Good And Bad Bacteria
Just like other parts of the body, the mouth naturally contains an assortment of bacteria. Some of these are good, and some are bad.
Researchers of a new study, which was published in the journal Microbiome on April 24, revealed that those who drink one or more alcoholic beverages daily tend to have an overabundance of bad bacteria and a smaller amount of good bacteria in the mouth compared with those who do not drink alcohol.
The findings suggest that alcohol may drive an increase in strains of harmful oral bacteria, the kind that are linked to increased risk for gum disease, heart problems, and some types of cancer. Drinking alcohol also appears to suppress the variety of bacteria that protects the body from infection.
"Heavy drinking may influence bacterial composition, including potential depletion of beneficial commensal bacteria and increased colonization of potentially pathogenic bacteria," study researcher Jiyoung Ahn, from NYU School of Medicine, and colleagues wrote in their study.

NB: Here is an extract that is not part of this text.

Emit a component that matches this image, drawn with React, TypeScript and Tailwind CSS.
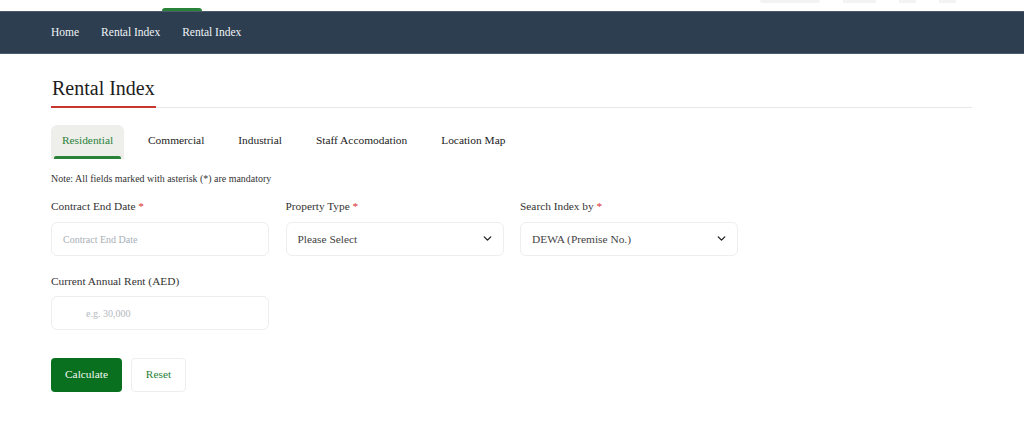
import React from "react";
import { ChevronDown } from "lucide-react";

const serif = "font-['Liberation_Serif','Times_New_Roman',serif]";

function Req() {
  return <span className="text-[#d9302a]"> *</span>;
}

function Field({ label, req, className, children }: { label: string; req?: boolean; className?: string; children: React.ReactNode }) {
  return (
    <div className={"flex w-[218px] flex-col " + (className ?? "")}>
      <div className="h-[18px] text-[11.35px] leading-[18px] text-[#333]">
        {label}
        {req && <Req />}
      </div>
      {children}
    </div>
  );
}

function Box({ children, className }: { children: React.ReactNode; className?: string }) {
  return (
    <div className={"flex h-[34px] items-center rounded-[6px] border border-[#eceef0] bg-white " + (className ?? "")}>
      {children}
    </div>
  );
}

export default function App() {
  const tabs = ["Commercial", "Industrial", "Staff Accomodation", "Location Map"];
  return (
    <div className={"relative h-[444px] w-[1024px] overflow-hidden bg-white " + serif}>
      <div className="flex h-[11px] items-end pl-[162px]">
        <div className="h-[3px] w-[40px] rounded-t-[4px] bg-[#2a8239]" />
        <div className="ml-[558px] flex h-[11px] items-start gap-[23px]">
          <div className="h-[3px] w-[60px] rounded-b-[3px] bg-[#f3f3f3]" />
          <div className="h-[3px] w-[33px] bg-[#f3f3f3]" />
          <div className="h-[3px] w-[17px] bg-[#f3f3f3]" />
          <div className="h-[3px] w-[17px] bg-[#f3f3f3]" />
        </div>
      </div>
      <nav className="flex h-[43px] items-center gap-[22px] border-y border-y-[#4d5c6c] bg-[#2c3e50] pl-[51px] text-[11.5px] text-[#f1f3f5]">
        <span>Home</span>
        <span>Rental Index</span>
        <span>Rental Index</span>
      </nav>
      <main className="mx-[51px] w-[921px]">
        <div className="mt-[20px] flex h-[34px] items-start border-b border-[#e8e8e8]">
          <h1 className="h-[34px] border-b-2 border-[#c8372d] px-[1px] text-[20px] leading-[28px] text-[#1d1d1d]">Rental Index</h1>
        </div>
        <div className="mt-[17px] flex h-[34px] items-start text-[11.4px] text-[#222]">
          <div className="relative flex h-[34px] w-[73px] items-center justify-center rounded-t-[6px] bg-[#eeeeea] pb-[3px] text-[#2a8239]">
            Residential
            <div className="absolute bottom-0 left-[3px] right-[3px] h-[3px] rounded-t-[2px] bg-[#2a8239]" />
          </div>
          {tabs.map((t, i) => (
            <div key={t} className={"flex h-[34px] items-center pb-[3px] " + (i === 0 ? "ml-[24px]" : "ml-[34px]")}>
              {t}
            </div>
          ))}
        </div>
        <p className="mt-[14px] h-[12px] text-[9.95px] leading-[12px] text-[#333]">Note: All fields marked with asterisk (*) are mandatory</p>
        <div className="mt-[12px] flex gap-[16.5px]">
          <Field label="Contract End Date" req>
            <Box className="mt-[7px] pl-[11px] text-[10px] text-[#a9afb8]">Contract End Date</Box>
          </Field>
          <Field label="Property Type" req>
            <Box className="mt-[7px] justify-between pl-[11px] pr-[9px] text-[11.4px] text-[#444]">
              <span className="pt-[1px]">Please Select</span>
              <ChevronDown size={13} strokeWidth={2.5} className="-mt-[1px] text-[#222]" />
            </Box>
          </Field>
          <Field label="Search Index by" req>
            <Box className="mt-[7px] justify-between pl-[11px] pr-[9px] text-[11.4px] text-[#444]">
              <span className="pt-[1px]">DEWA (Premise No.)</span>
              <ChevronDown size={13} strokeWidth={2.5} className="-mt-[1px] text-[#222]" />
            </Box>
          </Field>
        </div>
        <Field label="Current Annual Rent (AED)" className="mt-[16px]">
          <Box className="mt-[6px] pl-[34px] text-[10px] text-[#b4b8be]">e.g. 30,000</Box>
        </Field>
        <div className="mt-[28px] flex gap-[9px] text-[11.4px]">
          <button className="h-[34px] w-[71px] rounded-[4px] bg-[#08701f] text-[#f2f7f2]">Calculate</button>
          <button className="h-[34px] w-[55px] rounded-[4px] border border-[#eceef0] bg-white text-[#2a8239]">Reset</button>
        </div>
      </main>
    </div>
  );
}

"Such changes potentially contribute to alcohol-related diseases, including periodontal disease, head and neck cancer, and digestive tract cancers."

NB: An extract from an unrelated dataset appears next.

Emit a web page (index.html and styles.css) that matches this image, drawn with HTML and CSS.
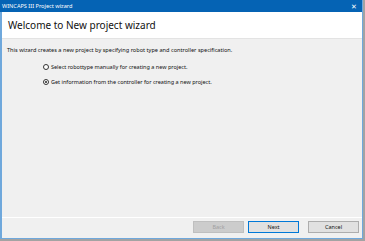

Other Unwanted Consequences Of Heavy Drinking
Heavy drinkers should not only be concerned about having gum problems and bad breath. Studies have shown that habitual and heavy alcohol drinking can have long-term consequences.
A study published in January revealed that alcohol consumption may cause permanent genetic damage to the stem cells of the body. Researchers found that alcohol causes cancer by scrambling the DNA in the cells.
A 2017 study also found that even moderate drinking is associated with increased risk for hippocampal atrophy, the degeneration of the brain's hippocampus, which can lead to cognitive and memory dysfunction.
Drinking alcohol also disrupts normal brain development. Heavy drinking during adolescence has been found to change the electrical activity in the brain.
Studies have also shown that alcohol can be harmful to the male reproductive system. Alcohol abuse can cause infertility, as heavy alcohol consumption appears to affect sperm quality and sperm count.
Numerous deaths and injury have likewise been linked to drinking too much alcohol.
"Excessive alcohol use led to approximately 88,000 deaths and 2.5 million years of potential life lost (YPLL) each year in the United States from 2006 - 2010, shortening the lives of those who died by an average of 30 years," the U.S. Centers for Disease Control and Prevention warned.
"Excessive drinking was responsible for 1 in 10 deaths among working-age adults aged 20-64 years."